#### Exercise instructions
Select the lines below containing the word "React".

-- BEGIN Given information --

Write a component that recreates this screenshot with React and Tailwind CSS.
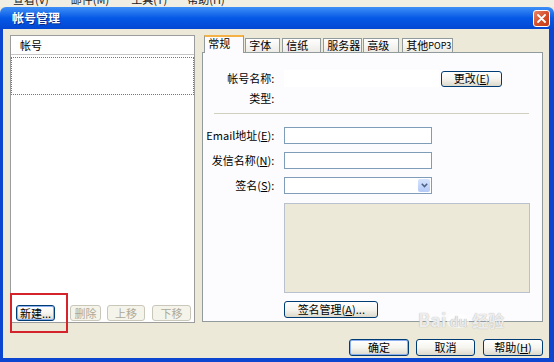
import React from "react";

const font = { fontFamily: '"Noto Sans CJK SC", "Liberation Sans", sans-serif' };

const XpButton = ({ children, className = "" }) => (
  <div
    className={`flex items-center justify-center whitespace-nowrap rounded-[3px] border border-[#003c74] bg-linear-to-b from-white via-[#f6f5ef] to-[#dcd8cb] text-[11px] leading-none text-black ${className}`}
  >
    {children}
  </div>
);

const OffButton = ({ children, className = "" }) => (
  <div
    className={`flex items-center justify-center whitespace-nowrap rounded-[3px] border border-[#c9c7ba] bg-[#f5f4ea] text-[11px] leading-none text-[#aca899] ${className}`}
  >
    {children}
  </div>
);

const Tab = ({ label, active, className = "" }) =>
  active ? (
    <div className={`relative z-10 -mb-px flex h-[18px] items-start whitespace-nowrap border-x border-t-[2px] border-x-[#919b9c] border-t-[#f4b246] bg-[#fcfcfe] pl-[3px] pt-[1px] text-[11px] leading-none ${className}`}>
      {label}
    </div>
  ) : (
    <div className={`flex h-[14px] items-center whitespace-nowrap border-x border-t border-[#919b9c] bg-linear-to-b from-white to-[#ecebe6] pl-[3px] text-[11px] leading-none ${className}`}>
      {label}
    </div>
  );

const Row = ({ label, children, className = "" }) => (
  <div className={`flex h-[17px] items-center ${className}`}>
    <div className="w-[71px] whitespace-nowrap text-right text-[11px] leading-none">{label}</div>
    <div className="ml-[10px] flex items-center">{children}</div>
  </div>
);

export default function App() {
  return (
    <div style={font} className="relative h-[362px] w-[554px] overflow-hidden bg-[#ece9d8] text-black">
      {/* menu bar behind the dialog, only its lower edge shows */}
      <div className="h-[7px] overflow-hidden bg-[#f1efe4]">
        <div className="-mt-[8px] flex text-[11px] leading-[14px] text-[#222]">
          <span className="ml-[13px]">查看(V)</span>
          <span className="ml-[22px]">邮件(M)</span>
          <span className="ml-[22px]">工具(T)</span>
          <span className="ml-[20px]">帮助(H)</span>
        </div>
      </div>

      {/* window */}
      <div className="flex h-[355px] flex-col">
        <div className="flex h-[22px] items-center rounded-t-[6px] bg-linear-to-b from-[#3d8ff6] via-[#0558e6] to-[#0347d3]">
          <span className="ml-[12px] text-[12px] font-bold leading-none text-white [text-shadow:1px_1px_0_#0a2a8a]">帐号管理</span>
          <div className="ml-auto mr-[4px] flex h-[17px] w-[17px] items-center justify-center rounded-[3px] border border-white bg-linear-to-br from-[#e9866a] via-[#d6502b] to-[#c33a16]">
            <svg width="9" height="9" viewBox="0 0 9 9">
              <path d="M1 1 L8 8 M8 1 L1 8" stroke="white" strokeWidth="1.8" strokeLinecap="round" />
            </svg>
          </div>
        </div>

        <div className="flex flex-1 flex-col border-b-[4px] border-l-[3px] border-r-[5px] border-[#0b45d0] bg-[#ece9d8] pl-[7px] pr-[6px] pt-[6px]">
          <div className="flex">
            {/* account list */}
            <div className="flex h-[288px] w-[186px] flex-col border border-[#9c9c9c] bg-white">
              <div className="flex h-[19px] items-center border-b border-[#c5c5c5] pl-[9px] text-[11px] leading-none">帐号</div>
              <div className="mt-[2px] h-[38px] border border-dotted border-[#777]" />
              <div className="flex-1" />
              <div className="mb-[1px] flex items-center pl-[5px]">
                <XpButton className="h-[16px] w-[39px] shadow-[inset_0_0_0_1px_#8cb0f0]">新建...</XpButton>
                <OffButton className="ml-[15px] h-[16px] w-[31px]">删除</OffButton>
                <OffButton className="ml-[6px] h-[16px] w-[38px]">上移</OffButton>
                <OffButton className="ml-[7px] h-[16px] w-[39px]">下移</OffButton>
              </div>
            </div>

            {/* tabs */}
            <div className="ml-[7px] flex w-[342px] flex-col">
              <div className="flex h-[17px] items-end pl-[2px]">
                <Tab label="常规" active className="w-[40px]" />
                <Tab label="字体" className="ml-[1px] w-[35px]" />
                <Tab label="信纸" className="ml-[2px] w-[39px]" />
                <Tab label="服务器" className="ml-[2px] w-[39px]" />
                <Tab label="高级" className="ml-[1px] w-[36px]" />
                <Tab
                  label={
                    <>
                      其他<span className="text-[9px]">POP3</span>
                    </>
                  }
                  className="ml-[3px] w-[51px]"
                />
              </div>
              <div className="flex h-[270px] flex-col border border-[#919b9c] bg-[#fcfcfe]">
                <Row label="帐号名称:" className="mt-[17px]">
                  <div className="h-[17px] w-[155px] bg-white" />
                  <XpButton className="ml-[2px] h-[16px] w-[61px]">
                    更改(<u>E</u>)
                  </XpButton>
                </Row>
                <Row label="类型:" className="mt-[3px]" />
                <div className="ml-[11px] mt-[6px] h-px w-[315px] bg-[#d0d0bf]" />
                <Row label={<>Email地址(<u>E</u>):</>} className="mt-[13px]">
                  <div className="h-[17px] w-[148px] border border-[#7f9db9] bg-white" />
                </Row>
                <Row label={<>发信名称(<u>N</u>):</>} className="mt-[8px]">
                  <div className="h-[17px] w-[148px] border border-[#7f9db9] bg-white" />
                </Row>
                <Row label={<>签名(<u>S</u>):</>} className="mt-[8px]">
                  <div className="flex h-[17px] w-[148px] items-center justify-end border border-[#7f9db9] bg-white pr-px">
                    <div className="flex h-[13px] w-[12px] items-center justify-center rounded-[2px] bg-linear-to-b from-[#d6e3fd] to-[#b3c9f7]">
                      <svg width="7" height="5" viewBox="0 0 7 5">
                        <path d="M0.8 0.8 L3.5 3.6 L6.2 0.8" stroke="#4d6185" strokeWidth="1.5" fill="none" />
                      </svg>
                    </div>
                  </div>
                </Row>
                <div className="ml-[81px] mt-[9px] h-[90px] w-[246px] border border-[#b9c2cc] bg-[#ece9d8]" />
                <XpButton className="ml-[81px] mt-[8px] h-[17px] w-[94px]">
                  签名管理(<u>A</u>)...
                </XpButton>
              </div>
            </div>
          </div>

          {/* dialog buttons */}
          <div className="mt-[16px] flex justify-end">
            <XpButton className="h-[17px] w-[60px] shadow-[inset_0_0_0_1px_#8cb0f0]">确定</XpButton>
            <XpButton className="ml-[7px] h-[17px] w-[59px]">取消</XpButton>
            <XpButton className="ml-[8px] h-[17px] w-[60px]">
              帮助(<u>H</u>)
            </XpButton>
          </div>
        </div>
      </div>

      {/* annotation box */}
      <div className="absolute left-[10px] top-[293px] h-[40px] w-[58px] border-[2px] border-[#d4232a]" />

      {/* watermark */}
      <div className="absolute left-[418px] top-[310px] flex items-end text-[18px] font-bold leading-none text-white/80 [text-shadow:0_0_1px_#9a9a9a]">
        <span>Bai</span>
        <span className="ml-px rounded-full bg-white/60 px-[2px] text-[14px] text-[#e8e8e8]">du</span>
        <span className="ml-[3px] text-[16px]">经验</span>
      </div>
    </div>
  );
}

-- END Given information --

#### Output of the exercise
Write a component that recreates this screenshot with React and Tailwind CSS.
import React from "react";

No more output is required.